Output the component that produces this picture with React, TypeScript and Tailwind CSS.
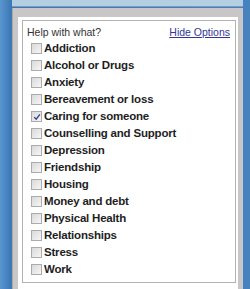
import React from "react";

const TOPICS = [
  "Addiction",
  "Alcohol or Drugs",
  "Anxiety",
  "Bereavement or loss",
  "Caring for someone",
  "Counselling and Support",
  "Depression",
  "Friendship",
  "Housing",
  "Money and debt",
  "Physical Health",
  "Relationships",
  "Stress",
  "Work",
];

const CHECKED = "Caring for someone";

function Box({ checked }: { checked: boolean }) {
  return (
    <span className="w-[11px] h-[11px] shrink-0 border border-[#ababab] bg-gradient-to-br from-[#d9d9d9] to-[#f6f6f6] flex items-center justify-center">
      {checked && (
        <svg viewBox="0 0 10 10" className="w-[8px] h-[8px]">
          <path d="M1.5 5.2 L4 7.8 L8.6 1.6" fill="none" stroke="#2b3f8f" strokeWidth={1.6} />
        </svg>
      )}
    </span>
  );
}

export default function App() {
  return (
    <div
      className="w-[250px] h-[289px] overflow-hidden flex flex-col bg-[linear-gradient(to_right,#5b96d0_0px,#3c78b5_11px,#4682bf_100%)]"
      style={{ fontFamily: '"Liberation Sans", Arial, sans-serif' }}
    >
      <div className="ml-[12px] mr-[7px] h-[7px] bg-[#b4cfe2] border-b border-[#7b9bb8] shrink-0" />
      <div className="mt-[1px] ml-[12px] mr-[7px] flex-1 bg-[#c7c7c7] border-l border-[#aaaaaa] pt-[9px] pl-[5px] pr-[5px]">
        <div className="h-full bg-white pl-[4px] pr-[2px] pt-[3px]">
          <div className="border border-[#b2b2b2] pt-[4px] pb-[4px]">
            <div className="h-[15px] flex items-center justify-between pl-[4px] pr-[5px] text-[10.5px] leading-[15px]">
              <span className="text-[#333333]">Help with what?</span>
              <a href="#" className="text-[#34349a] underline">Hide Options</a>
            </div>
            <ul className="pl-[8px]">
              {TOPICS.map((t) => (
                <li key={t} className="h-[17px] flex items-center gap-[2px]">
                  <Box checked={t === CHECKED} />
                  <span className="text-[11.5px] font-bold tracking-[-0.2px] leading-[17px] text-[#1e1e1e]">
                    {t}
                  </span>
                </li>
              ))}
            </ul>
          </div>
        </div>
      </div>
    </div>
  );
}
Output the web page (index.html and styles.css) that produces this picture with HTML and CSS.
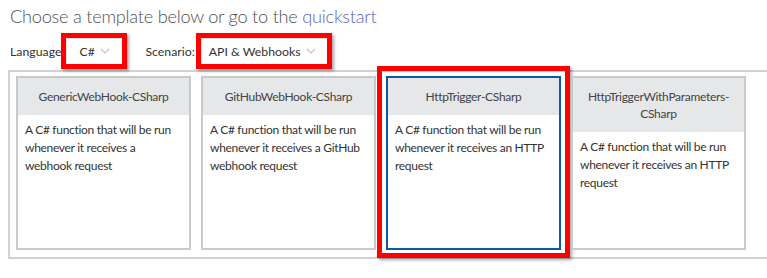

-----

(Goal of the exercise): Reproduce every entry exactly, but omit each picture.

(Completed exercise):
Output the component that produces this picture with React, TypeScript and Tailwind CSS.
import React from "react";

const TOPICS = [
  "Addiction",
  "Alcohol or Drugs",
  "Anxiety",
  "Bereavement or loss",
  "Caring for someone",
  "Counselling and Support",
  "Depression",
  "Friendship",
  "Housing",
  "Money and debt",
  "Physical Health",
  "Relationships",
  "Stress",
  "Work",
];

const CHECKED = "Caring for someone";

function Box({ checked }: { checked: boolean }) {
  return (
    <span className="w-[11px] h-[11px] shrink-0 border border-[#ababab] bg-gradient-to-br from-[#d9d9d9] to-[#f6f6f6] flex items-center justify-center">
      {checked && (
        <svg viewBox="0 0 10 10" className="w-[8px] h-[8px]">
          <path d="M1.5 5.2 L4 7.8 L8.6 1.6" fill="none" stroke="#2b3f8f" strokeWidth={1.6} />
        </svg>
      )}
    </span>
  );
}

export default function App() {
  return (
    <div
      className="w-[250px] h-[289px] overflow-hidden flex flex-col bg-[linear-gradient(to_right,#5b96d0_0px,#3c78b5_11px,#4682bf_100%)]"
      style={{ fontFamily: '"Liberation Sans", Arial, sans-serif' }}
    >
      <div className="ml-[12px] mr-[7px] h-[7px] bg-[#b4cfe2] border-b border-[#7b9bb8] shrink-0" />
      <div className="mt-[1px] ml-[12px] mr-[7px] flex-1 bg-[#c7c7c7] border-l border-[#aaaaaa] pt-[9px] pl-[5px] pr-[5px]">
        <div className="h-full bg-white pl-[4px] pr-[2px] pt-[3px]">
          <div className="border border-[#b2b2b2] pt-[4px] pb-[4px]">
            <div className="h-[15px] flex items-center justify-between pl-[4px] pr-[5px] text-[10.5px] leading-[15px]">
              <span className="text-[#333333]">Help with what?</span>
              <a href="#" className="text-[#34349a] underline">Hide Options</a>
            </div>
            <ul className="pl-[8px]">
              {TOPICS.map((t) => (
                <li key={t} className="h-[17px] flex items-center gap-[2px]">
                  <Box checked={t === CHECKED} />
                  <span className="text-[11.5px] font-bold tracking-[-0.2px] leading-[17px] text-[#1e1e1e]">
                    {t}
                  </span>
                </li>
              ))}
            </ul>
          </div>
        </div>
      </div>
    </div>
  );
}
Output the web page (index.html and styles.css) that produces this picture with HTML and CSS.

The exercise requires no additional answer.